## What to produce
Write out the listing, please, but only from its first line through the line containing "const periods = ['Daylight', 'Twilight', 'Night', 'Indoors'];", exactly as given and without pictures.

==== Items

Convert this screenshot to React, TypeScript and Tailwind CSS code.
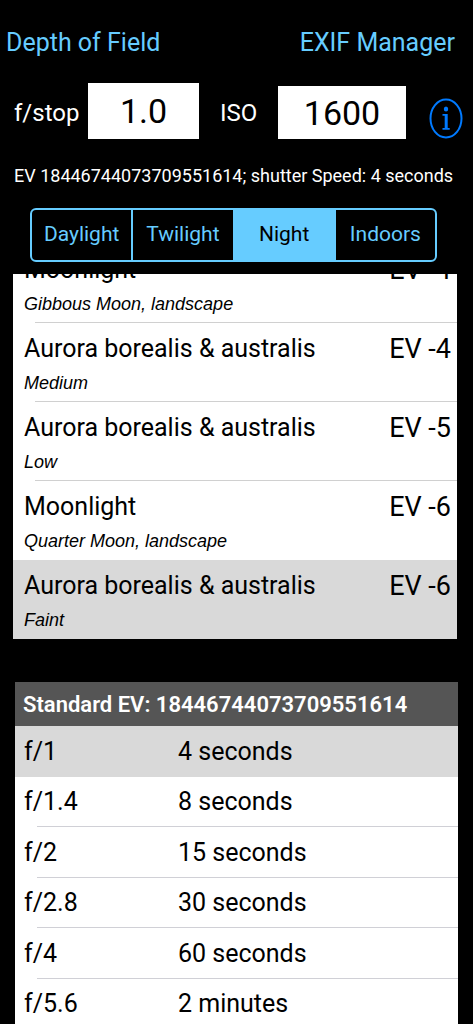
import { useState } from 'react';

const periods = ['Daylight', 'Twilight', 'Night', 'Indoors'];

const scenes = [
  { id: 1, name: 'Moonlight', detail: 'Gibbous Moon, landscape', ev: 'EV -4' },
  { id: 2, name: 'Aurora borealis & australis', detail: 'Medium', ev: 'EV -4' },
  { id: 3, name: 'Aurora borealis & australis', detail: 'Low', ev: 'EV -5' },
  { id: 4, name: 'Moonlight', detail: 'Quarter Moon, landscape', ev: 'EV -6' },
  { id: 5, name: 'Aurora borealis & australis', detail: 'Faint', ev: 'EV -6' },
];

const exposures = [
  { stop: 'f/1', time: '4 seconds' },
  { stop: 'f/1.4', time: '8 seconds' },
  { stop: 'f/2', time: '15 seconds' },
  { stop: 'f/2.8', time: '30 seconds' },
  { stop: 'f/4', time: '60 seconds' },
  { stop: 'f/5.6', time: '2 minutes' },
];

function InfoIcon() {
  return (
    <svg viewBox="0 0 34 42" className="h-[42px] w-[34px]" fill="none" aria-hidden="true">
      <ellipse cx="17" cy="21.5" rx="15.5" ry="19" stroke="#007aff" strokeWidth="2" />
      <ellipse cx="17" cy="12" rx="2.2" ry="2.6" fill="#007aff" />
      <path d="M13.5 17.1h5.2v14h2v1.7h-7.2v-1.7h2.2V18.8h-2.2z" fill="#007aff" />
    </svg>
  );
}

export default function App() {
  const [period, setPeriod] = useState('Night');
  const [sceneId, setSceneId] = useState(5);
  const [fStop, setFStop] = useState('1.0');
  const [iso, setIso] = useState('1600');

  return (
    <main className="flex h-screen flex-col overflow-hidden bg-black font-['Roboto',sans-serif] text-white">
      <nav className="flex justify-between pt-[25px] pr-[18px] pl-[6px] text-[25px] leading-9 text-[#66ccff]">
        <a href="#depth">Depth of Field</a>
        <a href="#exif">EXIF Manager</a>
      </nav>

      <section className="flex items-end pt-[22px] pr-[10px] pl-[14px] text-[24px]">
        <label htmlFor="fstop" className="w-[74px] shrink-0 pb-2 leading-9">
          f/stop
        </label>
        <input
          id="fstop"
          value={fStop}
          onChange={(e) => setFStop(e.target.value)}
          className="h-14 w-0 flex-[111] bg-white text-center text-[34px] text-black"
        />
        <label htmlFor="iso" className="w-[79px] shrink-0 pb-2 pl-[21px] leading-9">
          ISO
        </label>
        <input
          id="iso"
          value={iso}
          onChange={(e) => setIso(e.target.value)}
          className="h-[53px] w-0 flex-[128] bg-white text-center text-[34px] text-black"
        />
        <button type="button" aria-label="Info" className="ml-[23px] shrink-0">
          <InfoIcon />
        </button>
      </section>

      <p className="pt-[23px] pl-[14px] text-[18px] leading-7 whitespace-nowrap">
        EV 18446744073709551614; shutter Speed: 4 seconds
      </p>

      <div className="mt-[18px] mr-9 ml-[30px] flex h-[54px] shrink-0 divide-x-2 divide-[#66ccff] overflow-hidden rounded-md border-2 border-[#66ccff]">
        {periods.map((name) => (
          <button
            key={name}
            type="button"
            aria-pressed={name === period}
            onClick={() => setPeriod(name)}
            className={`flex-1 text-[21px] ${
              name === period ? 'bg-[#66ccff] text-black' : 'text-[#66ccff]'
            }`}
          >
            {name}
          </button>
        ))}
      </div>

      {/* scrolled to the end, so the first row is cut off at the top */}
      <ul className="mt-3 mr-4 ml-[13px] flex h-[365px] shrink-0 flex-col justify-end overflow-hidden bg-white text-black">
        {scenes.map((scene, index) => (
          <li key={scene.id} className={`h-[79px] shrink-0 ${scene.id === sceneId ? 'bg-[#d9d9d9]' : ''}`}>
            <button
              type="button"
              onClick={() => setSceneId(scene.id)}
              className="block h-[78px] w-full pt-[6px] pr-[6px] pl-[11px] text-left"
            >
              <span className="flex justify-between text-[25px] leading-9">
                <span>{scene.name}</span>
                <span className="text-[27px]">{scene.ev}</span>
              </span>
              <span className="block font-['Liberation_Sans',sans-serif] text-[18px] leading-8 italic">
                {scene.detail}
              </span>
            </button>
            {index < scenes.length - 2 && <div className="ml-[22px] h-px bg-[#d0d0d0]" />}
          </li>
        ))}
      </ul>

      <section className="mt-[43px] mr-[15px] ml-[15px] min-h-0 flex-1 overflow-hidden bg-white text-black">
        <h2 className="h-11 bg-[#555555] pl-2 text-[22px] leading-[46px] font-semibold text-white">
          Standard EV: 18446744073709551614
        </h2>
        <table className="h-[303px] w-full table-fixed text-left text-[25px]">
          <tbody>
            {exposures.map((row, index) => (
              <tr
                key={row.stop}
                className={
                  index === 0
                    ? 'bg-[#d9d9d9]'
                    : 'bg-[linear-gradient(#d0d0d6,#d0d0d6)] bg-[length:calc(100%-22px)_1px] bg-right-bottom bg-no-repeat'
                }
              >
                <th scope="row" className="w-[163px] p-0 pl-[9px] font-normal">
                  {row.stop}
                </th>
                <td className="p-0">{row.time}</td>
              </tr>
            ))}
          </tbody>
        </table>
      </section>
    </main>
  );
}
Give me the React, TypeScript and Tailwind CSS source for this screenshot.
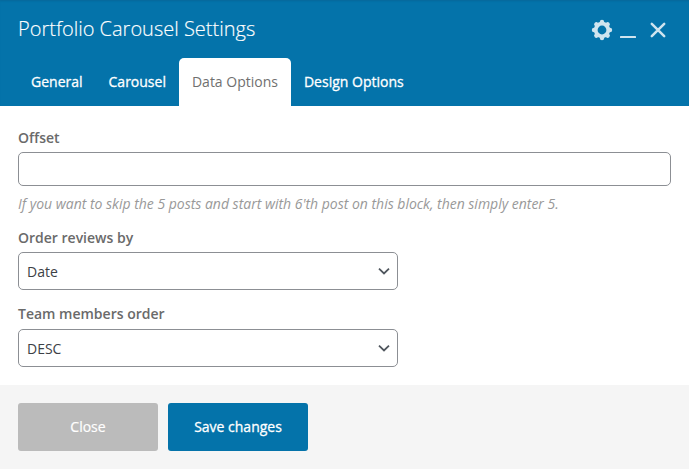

========

## The response
Convert this screenshot to React, TypeScript and Tailwind CSS code.
import { useState } from 'react';

const periods = ['Daylight', 'Twilight', 'Night', 'Indoors'];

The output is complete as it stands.